The second intervention is to simply eat and enjoy your own meal. Engage in conversation with your family. If you have gotten into the habit of not talking with your family at the table, you can jump start conversation by using a conversation starter such as Table Topics or any other such activity. Model proper behaviors and manners as you enjoy your family. Any grumbling about the quality of the food, or any attempt at whining, complaining, or arguing should be met with a casual “I hear ya…” as you continue to put food in your mouth, laugh, and enjoy yourself (but probably not all at the same time).

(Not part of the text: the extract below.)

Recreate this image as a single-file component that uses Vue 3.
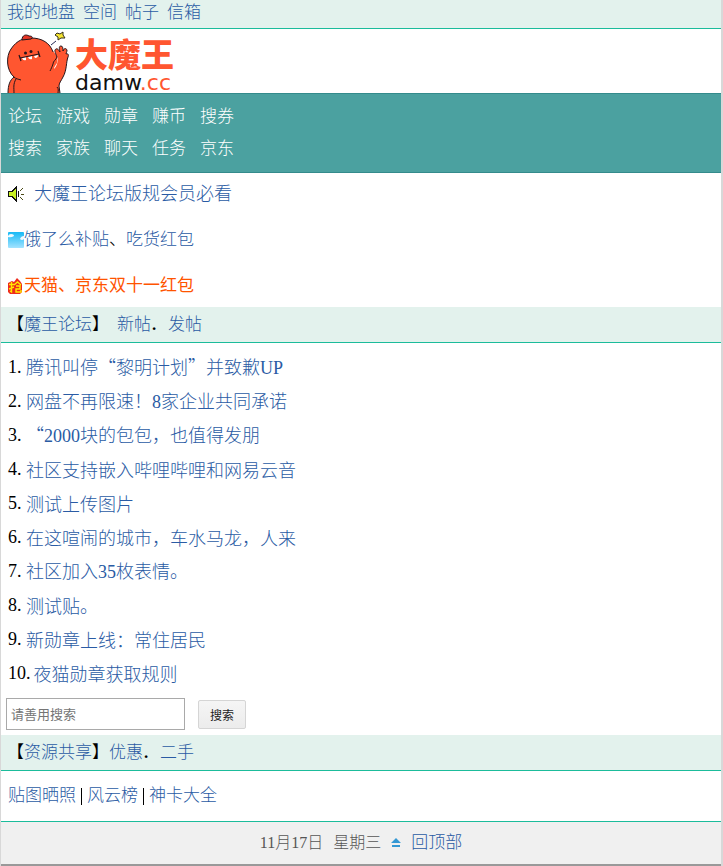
<script setup>
import { ref } from 'vue'

const keyword = ref('')

const userLinks = ['我的地盘', '空间', '帖子', '信箱']

const navRows = [
  ['论坛', '游戏', '勋章', '赚币', '搜券'],
  ['搜索', '家族', '聊天', '任务', '京东']
]

const topics = [
  '腾讯叫停“黎明计划”并致歉UP',
  '网盘不再限速！8家企业共同承诺',
  '“2000块的包包，也值得发朋',
  '社区支持嵌入哔哩哔哩和网易云音',
  '测试上传图片',
  '在这喧闹的城市，车水马龙，人来',
  '社区加入35枚表情。',
  '测试贴。',
  '新勋章上线：常住居民',
  '夜猫勋章获取规则'
]

const shareLinks = ['贴图晒照', '风云榜', '神卡大全']

// digits and letters are set in the serif face, quotes stay full width
const splitTitle = (title) => title.split(/([A-Za-z0-9]+)/).filter(Boolean)
const isLatin = (part) => /^[A-Za-z0-9]/.test(part)
</script>

<template>
  <div class="page" lang="zh-CN">
    <div class="user-bar">
      <a v-for="item in userLinks" :key="item" href="#">{{ item }}</a>
    </div>

    <header class="logo">
      <svg class="mascot" viewBox="0 0 62 62" width="62" height="62" aria-hidden="true">
        <path d="M1 62C1 54 3 49 7 46C-1 39-1 25 4 18C10 9 17 7 24 7C35 7 43 12 46 21C48 28 48 32 47 38C51 34 51 29 50 25C48 21 47 19 49 18C51 17 52 20 53 21C52 17 52 15 54 15C56 15 56 18 56 20C57 17 59 17 60 19C60 21 59 22 59 23C61 22 62 24 61 26C59 31 60 39 56 46C54 50 52 52 52 55L53 62Z" fill="#ff5630" />
        <path d="M46 20L50 25L50 32L46 38Z" fill="#ff5630" />
        <path d="M1 62C1 54 3 49 7 46C-1 39-1 25 4 18C10 9 17 7 24 7C35 7 43 12 46 21M50 26C48 21 47 19 49 18C51 17 52 20 53 21C52 17 52 15 54 15C56 15 56 18 56 20C57 17 59 17 60 19C60 21 59 22 59 23C61 22 62 24 61 26C59 31 60 39 56 46C54 50 52 52 52 55L53 62" fill="none" stroke="#24151b" stroke-width="1" />
        <path d="M15 9C15 4 19 3 22 5C26 5 26 7 24 8Z" fill="#e53525" stroke="#24151b" stroke-width="1" />
        <path d="M7 46C9 48 11 48 14 49M9 48C6 53 7 57 7 62M50 26C49 29 46 30 46 33C45 36 44 38 43 40M50 56C52 58 51 60 51 62" fill="none" stroke="#24151b" stroke-width="1" />
        <path d="M15 27L19 26L19 29Q16 30 15 27M21 26L25 25L25 28Q22 29 21 26M27 25L31 24Q31 27 28 27Z" fill="#fff" />
        <path d="M13 27L32 23M12 24L14 30M31 20L33 26" fill="none" stroke="#24151b" stroke-width="1.2" />
        <circle cx="18.500" cy="22" r="1.500" fill="#24151b" />
        <circle cx="24" cy="20.500" r="1.500" fill="#24151b" />
        <path d="M44 14L49 10" stroke="#252c58" stroke-width="1" />
        <path d="M50 2L53 3L56 1L56 4L58 7L54 7L51 9L51 6L48 4Z" fill="#f5e431" stroke="#35301c" stroke-width="1" />
      </svg>
      <div class="brand">
        <span class="brand-name">大魔王</span>
        <span class="brand-url">damw<span class="brand-tld">.cc</span></span>
      </div>
    </header>

    <nav class="nav">
      <div v-for="(row, i) in navRows" :key="i" class="nav-row">
        <a v-for="item in row" :key="item" href="#">{{ item }}</a>
      </div>
    </nav>

    <div class="notices">
      <p class="notice notice-main">
        <svg viewBox="0 0 16 16" width="16" height="16" shape-rendering="crispEdges" aria-hidden="true">
          <path d="M0 5H3L8 0H9V16H8L3 11H0Z" fill="#111" />
          <path d="M1 6H4L8 2V14L4 10H1Z" fill="#c8f022" />
          <path d="M10 5H11V11H10Z" fill="#111" />
          <path d="M12 4H13V3H14V2H15V3H14V4H13V5H12ZM13 8H16V9H13ZM12 11H13V12H14V13H15V14H14V13H13V12H12Z" fill="#4c4b18" />
        </svg>
        <a href="#">大魔王论坛版规会员必看</a>
      </p>
      <p class="notice">
        <svg viewBox="0 0 16 16" width="16" height="16" aria-hidden="true">
          <defs>
            <linearGradient id="sky" x1="0" y1="0" x2="0" y2="1">
              <stop offset="0" stop-color="#16b9f5" />
              <stop offset="1" stop-color="#a3e3ff" />
            </linearGradient>
          </defs>
          <rect width="16" height="16" rx="1" fill="url(#sky)" />
          <path d="M0 4Q1 2 3 2Q6 2 6 4Q3 6 0 5Z" fill="#effaff" />
          <path d="M16 4Q13 4 12 7Q14 9 16 7Z" fill="#effaff" />
        </svg>
        <a href="#">饿了么补贴</a>、<a href="#">吃货红包</a>
      </p>
      <p class="notice">
        <svg viewBox="0 0 16 16" width="16" height="16" aria-hidden="true">
          <path d="M0 5L4 3L6 4L9 0L12 3L14 6V14L12 16H2L0 14Z" fill="#ee2a1c" />
          <path d="M1 6.500H6M3.500 4V14L2 13M1 11L6 9M6 7L9.500 4L13 7M8 8H12V11H8V14H13V12" fill="none" stroke="#ffeb00" stroke-width="1.400" />
        </svg>
        <a class="hot" href="#">天猫、京东双十一红包</a>
      </p>
    </div>

    <h2 class="section-head">
      【<a href="#">魔王论坛</a>】
      <a class="after-title" href="#">新帖</a><span class="dot">.</span><a href="#">发帖</a>
    </h2>

    <ol class="topics">
      <li v-for="(topic, i) in topics" :key="topic">
        <span class="number">{{ i + 1 }}.</span>
        <a href="#"><span v-for="(part, n) in splitTitle(topic)" :key="n" :class="{ latin: isLatin(part) }">{{ part }}</span></a>
      </li>
    </ol>

    <form class="search" @submit.prevent="">
      <input v-model="keyword" type="text" placeholder="请善用搜索" aria-label="请善用搜索" />
      <button type="submit">搜索</button>
    </form>

    <h2 class="section-head">
      【<a href="#">资源共享</a>】<a href="#">优惠</a><span class="dot">.</span><a href="#">二手</a>
    </h2>

    <div class="share">
      <a v-for="item in shareLinks" :key="item" href="#">{{ item }}</a>
    </div>

    <footer class="footer">
      <span>11月17日</span>
      <span>星期三</span>
      <svg viewBox="0 0 10 10" width="10" height="10" aria-hidden="true">
        <path d="M5 0L10 5H0ZM1 7H9V9H1Z" fill="#3498d4" />
      </svg>
      <a href="#">回顶部</a>
    </footer>
  </div>
</template>

<style>
body {
  background: #d8d8d8;
}
</style>

<style scoped>
.page {
  margin: 0 2px 0 1px;
  background: #fff;
  color: #000;
  font-family: "Liberation Serif", "Noto Sans CJK SC", serif;
  font-size: 17px;
  font-weight: 300;
  line-height: 24px;
  text-spacing-trim: space-all;
  border-bottom: 2px solid #999;
}

a {
  color: #2a5ba4;
  text-decoration: none;
}

.user-bar {
  display: flex;
  gap: 8px;
  padding: 1px 6px 3px;
  background: #e3f2ed;
  border-bottom: 1px solid #1bbc9b;
}

.logo {
  display: flex;
  align-items: flex-end;
  gap: 6px;
  height: 64px;
  padding-left: 6px;
}

.mascot {
  display: block;
}

.brand {
  display: flex;
  flex-direction: column;
}

.brand-name {
  color: #ff5630;
  font-family: "Liberation Sans", "Noto Sans CJK SC", sans-serif;
  font-size: 33px;
  font-weight: 900;
  line-height: 34px;
}

.brand-url {
  color: #111;
  font-family: "DejaVu Sans", sans-serif;
  font-size: 22px;
  font-weight: 400;
  line-height: 20px;
}

.brand-tld {
  color: #ff5630;
}

.nav {
  padding: 7px;
  background: #4ba1a0;
  border-top: 1px solid #348b8c;
  border-bottom: 1px solid #348b8c;
}

.nav-row {
  display: flex;
  gap: 14px;
  line-height: 32px;
}

.nav a {
  color: #fff;
}

.notices {
  padding: 9px 7px;
}

.notice {
  display: flex;
  align-items: center;
  margin: 0;
}

.notice + .notice {
  margin-top: 22px;
}

.notice-main {
  gap: 10px;
  font-size: 18px;
}

.notice .hot {
  color: #ff5400;
  font-weight: 400;
}

.section-head {
  display: flex;
  align-items: center;
  margin: 0;
  padding: 6px 6px 5px;
  background: #e3f2ed;
  border-bottom: 1px solid #1bbc9b;
  font-size: 17px;
  font-weight: 300;
}

.after-title {
  margin-left: 8px;
}

.dot {
  width: 16px;
  padding-left: 1px;
  font-weight: 700;
}

.topics {
  margin: 0;
  padding: 7px 7px 8px;
  list-style: none;
  font-size: 18px;
  line-height: 34px;
}

.topics li {
  display: flex;
  align-items: center;
  height: 34px;
}

.topics a {
  font-family: "Noto Sans CJK SC", sans-serif;
}

.number {
  box-sizing: border-box;
  min-width: 18px;
  padding-right: 3px;
}

.topics .latin {
  font-family: "Liberation Serif", serif;
}

.search {
  display: flex;
  align-items: center;
  gap: 13px;
  padding: 0 5px 5px;
}

.search input {
  box-sizing: border-box;
  width: 179px;
  height: 32px;
  padding: 0 4px;
  border: 1px solid #a9a9a9;
  background: #fff;
  font-family: "Liberation Sans", "Noto Sans CJK SC", sans-serif;
  font-size: 13px;
}

.search input::placeholder {
  color: #757575;
}

.search button {
  height: 29px;
  padding: 0 11px;
  border: 1px solid #d5d5d5;
  border-radius: 2px;
  background: linear-gradient(#f5f5f5, #ececec);
  color: #222;
  font-family: "Liberation Sans", "Noto Sans CJK SC", sans-serif;
  font-size: 12px;
}

.share {
  display: flex;
  align-items: center;
  padding: 13px 7px;
}

.share a + a {
  display: flex;
  align-items: center;
}

.share a + a::before {
  content: "";
  width: 1px;
  height: 17px;
  margin: 0 5px;
  background: #000;
}

.footer {
  display: flex;
  justify-content: center;
  align-items: center;
  gap: 10px;
  padding: 9px 0;
  background: #f0f0f0;
  border-top: 1px solid #1bbc9b;
  color: #555;
}

.footer span {
  font-size: 16px;
}
</style>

What to Do: The Consequence

If your kids decide to not choose from the list of alternative meals, and they do not choose to eat the food that you have provided, they will be hungry. That is their consequence. This will make them more likely to eat something, and more likely to eat more at their next meal. It will also make them far more likely to eat something at all meals from now on.

Again, cries of “I’m hungry!” Should be met only with the phrase “I hear ya…”.

Kids who have not eaten a satisfactory amount should not be allowed to snack between meals.

Kids too young to prepare alternative meals will either eat what is prepared, or be hungry.

Notes

  • Your child will not suffer ill health effects from missing a meal if they do not have underlying health issues. If they do have ANY health issues, consult your doctor about anything that you do regarding food. It will surprise no one that I am not a doctor. Make sure you consult a physician if you are in ANY way concerned that your kid may have an underlying health condition.
  • You must make sure your kids cannot sneak snacks if they do not eat enough. If they are proven to be trustworthy in this regard, no action is necessary on this. If not, snacks may need to be removed or locked up. A little bit of removal or locksmithing is easily worth your kids being trained to be pleasant and healthy at the family table.